What is a Communications Plan?
Plans are the key to the success of any project. So just like you need a business plan, you also need a communications plan.
Think about it. You wouldn’t cook a meal without a recipe. You wouldn’t build a deck without a design and layout. You wouldn’t construct a building without consulting an architect and preparing your project for every possible difficulty your new project could confront.
Similarly, you should not embark on a public relations — or any other communications effort — without a communications plan. So, what is a communications plan?
Every communications plan, also known as a PR plan, should have several key components:
- An Overview: An outline of your mission, goals and purpose of your plan.
- Objectives: A more detailed overview of your company or nonprofit’s goals, targets and deadlines.
- Target Audiences: Any good communications plan should have an overview of the people you plan to target with your communications goals. Are you targeting journalists? Are you targeting local, regional or national outlets? Are you trying to reach consumer or trade media? What are the demographics of your ideal customers or donors? Are you trying to reach boomers, Gen X, millennials, Gen Y or Gen Z? Where is your target market located? You can even take this step a bit farther and outline personas for each of your targets.
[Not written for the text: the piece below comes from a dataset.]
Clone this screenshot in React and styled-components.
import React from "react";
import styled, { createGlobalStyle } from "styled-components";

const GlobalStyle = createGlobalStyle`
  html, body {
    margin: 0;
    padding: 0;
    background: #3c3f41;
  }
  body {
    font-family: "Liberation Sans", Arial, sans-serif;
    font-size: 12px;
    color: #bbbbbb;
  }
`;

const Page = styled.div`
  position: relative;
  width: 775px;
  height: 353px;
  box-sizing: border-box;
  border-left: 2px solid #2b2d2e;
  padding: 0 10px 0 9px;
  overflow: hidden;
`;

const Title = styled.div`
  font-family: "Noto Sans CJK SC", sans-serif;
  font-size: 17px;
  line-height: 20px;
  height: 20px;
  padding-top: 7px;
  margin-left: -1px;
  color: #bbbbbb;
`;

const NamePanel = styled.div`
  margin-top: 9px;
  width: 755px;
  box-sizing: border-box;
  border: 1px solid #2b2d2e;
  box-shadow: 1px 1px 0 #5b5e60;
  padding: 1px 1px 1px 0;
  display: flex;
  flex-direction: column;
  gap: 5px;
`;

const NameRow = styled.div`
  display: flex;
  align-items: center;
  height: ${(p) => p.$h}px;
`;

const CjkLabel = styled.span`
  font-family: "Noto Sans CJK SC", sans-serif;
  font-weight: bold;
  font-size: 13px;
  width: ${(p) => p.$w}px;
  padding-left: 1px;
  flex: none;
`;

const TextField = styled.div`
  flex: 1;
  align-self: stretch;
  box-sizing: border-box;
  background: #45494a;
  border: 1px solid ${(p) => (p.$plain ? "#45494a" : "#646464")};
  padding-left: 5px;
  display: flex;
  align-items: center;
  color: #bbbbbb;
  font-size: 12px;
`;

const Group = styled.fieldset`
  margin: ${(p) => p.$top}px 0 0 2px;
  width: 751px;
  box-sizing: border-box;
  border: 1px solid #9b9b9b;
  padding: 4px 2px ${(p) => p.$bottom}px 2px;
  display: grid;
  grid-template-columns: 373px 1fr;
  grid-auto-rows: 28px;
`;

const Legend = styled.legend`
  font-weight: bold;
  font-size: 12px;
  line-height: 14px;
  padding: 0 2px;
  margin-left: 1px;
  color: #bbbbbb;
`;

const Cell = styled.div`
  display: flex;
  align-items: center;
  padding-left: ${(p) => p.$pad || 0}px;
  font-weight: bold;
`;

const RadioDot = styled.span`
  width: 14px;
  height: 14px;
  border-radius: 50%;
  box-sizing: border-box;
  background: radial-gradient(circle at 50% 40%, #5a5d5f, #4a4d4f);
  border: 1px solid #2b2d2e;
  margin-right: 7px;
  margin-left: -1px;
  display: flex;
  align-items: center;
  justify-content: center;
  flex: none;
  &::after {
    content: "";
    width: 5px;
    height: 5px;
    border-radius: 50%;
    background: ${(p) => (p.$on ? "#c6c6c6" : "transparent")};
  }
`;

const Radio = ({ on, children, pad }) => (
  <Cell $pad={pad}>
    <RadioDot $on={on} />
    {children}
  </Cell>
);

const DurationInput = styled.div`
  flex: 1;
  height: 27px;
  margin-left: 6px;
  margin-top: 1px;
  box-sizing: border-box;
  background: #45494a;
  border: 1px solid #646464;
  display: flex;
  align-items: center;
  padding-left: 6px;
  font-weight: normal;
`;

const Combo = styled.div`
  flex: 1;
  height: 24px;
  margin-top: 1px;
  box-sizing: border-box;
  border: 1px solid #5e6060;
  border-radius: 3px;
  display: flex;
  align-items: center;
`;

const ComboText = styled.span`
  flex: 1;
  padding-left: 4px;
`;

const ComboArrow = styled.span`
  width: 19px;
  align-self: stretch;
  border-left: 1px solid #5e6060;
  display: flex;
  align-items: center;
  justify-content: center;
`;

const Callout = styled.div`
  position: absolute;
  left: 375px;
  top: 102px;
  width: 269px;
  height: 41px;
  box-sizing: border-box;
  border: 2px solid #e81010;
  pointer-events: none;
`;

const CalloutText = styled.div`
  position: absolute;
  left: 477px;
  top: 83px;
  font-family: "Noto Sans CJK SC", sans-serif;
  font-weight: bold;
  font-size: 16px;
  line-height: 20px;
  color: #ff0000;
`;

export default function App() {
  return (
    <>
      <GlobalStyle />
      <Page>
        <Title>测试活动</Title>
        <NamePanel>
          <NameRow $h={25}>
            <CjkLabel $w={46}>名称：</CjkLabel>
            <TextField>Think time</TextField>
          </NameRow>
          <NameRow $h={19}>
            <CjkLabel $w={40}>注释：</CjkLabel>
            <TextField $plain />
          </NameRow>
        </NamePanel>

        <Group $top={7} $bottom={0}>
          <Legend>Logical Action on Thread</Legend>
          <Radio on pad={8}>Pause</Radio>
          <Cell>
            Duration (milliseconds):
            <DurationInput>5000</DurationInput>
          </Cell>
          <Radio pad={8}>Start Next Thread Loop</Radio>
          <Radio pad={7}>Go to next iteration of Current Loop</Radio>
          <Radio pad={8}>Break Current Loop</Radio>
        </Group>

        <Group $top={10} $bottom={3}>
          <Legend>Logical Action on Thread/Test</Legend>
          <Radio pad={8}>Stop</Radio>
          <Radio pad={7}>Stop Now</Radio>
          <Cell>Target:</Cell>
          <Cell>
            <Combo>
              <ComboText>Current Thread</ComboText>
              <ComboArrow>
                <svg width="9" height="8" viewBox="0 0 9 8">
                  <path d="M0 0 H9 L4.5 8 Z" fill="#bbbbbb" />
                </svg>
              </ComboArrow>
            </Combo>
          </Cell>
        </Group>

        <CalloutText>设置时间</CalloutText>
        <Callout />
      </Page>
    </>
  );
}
- Key Messages: Your communications plan should have three to five key messages you would like to convey when talking to journalists, influencers or the general public.
- Tactics: All of the above items outline strategies, but now you need to outline the tactics that our going to help you achieve those strategic goals. Take this opportunity to brainstorm. Come up with a variety of possible tactics to help meet your business or nonprofit goals, keeping key messages and target audiences in mind.
- Timeline: Take the tactics you have created and put them into a timeline. Make the timeline reasonable (do not try to do everything at once, and remember to time activities around holidays or special events). Point Taken recommends outlining at least a six-month timeline of activities in your PR plan.
While a communications plan is an important part of an overall public relations and marketing strategy, plans can change. Remember, a PR plan is a working document, and as such can change or need alterations. Follow the news and current events to ensure your plan is updated so you do not promote your product or service in the middle of a local, national or international crisis.